The US Space Command currently monitors all pieces of space debris 10 centimeters in size or larger and calculates the odds of a space crash. “Megaconstellations and all these launch opportunities are overwhelming that system, so there’s the need to expand the capacity,” says Dan Ceperley, founder and CEO of LeoLabs, based in Menlo Park, California. Using radar systems around the globe, his company tracks space debris, including much of the small stuff, and provides data to companies that contract with them, which he says includes SpaceX.

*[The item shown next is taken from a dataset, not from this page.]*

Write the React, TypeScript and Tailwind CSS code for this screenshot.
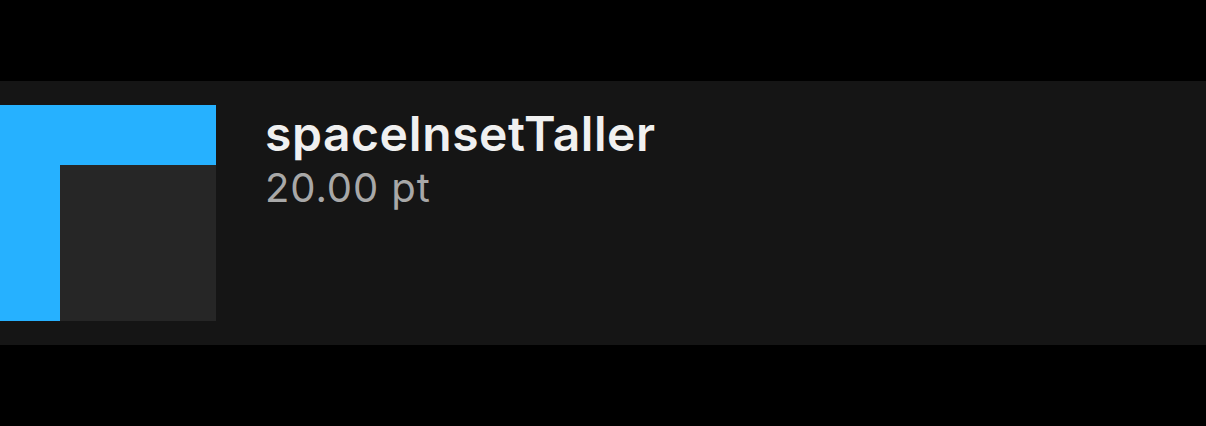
export default function App() {
  return (
    <div className="w-[1206px] h-[426px] bg-black pt-[81px]" style={{ fontFamily: "Inter, 'Noto Sans', sans-serif" }}>
      <div className="flex h-[264px] items-start bg-[#151515] py-6">
        <div className="flex h-[216px] w-[216px] flex-col bg-[#26b1ff]">
          <div className="ml-[60px] mt-[60px] h-[156px] w-[156px] bg-[#262626]" />
        </div>
        <div className="ml-[49px] flex flex-col pt-[3px]">
          <span className="text-[48px] font-semibold leading-[52px] tracking-[0.55px] text-[#f0f0f0]">spaceInsetTaller</span>
          <span className="text-[40px] leading-[56px] tracking-[0.9px] text-[#a8a8a8]">20.00 pt</span>
        </div>
      </div>
    </div>
  );
}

As Starlink and other constellations grow, Boley and his colleagues hope that these companies will better address both the light pollution and debris challenges. “I hope that as they’re modifying the satellites, that the engineering is not just a matter of retrofitting, but the actual design of the satellite as a whole takes into account brightness mitigation,” Boley says. 

As he points out, once those satellites go up, there will be no way for people on Earth to avoid their effects. “You can get out of the city, escape from city light pollution, and experience the night sky, but you can’t do that from satellite light pollution. There’s nowhere you would be able to go,” he says.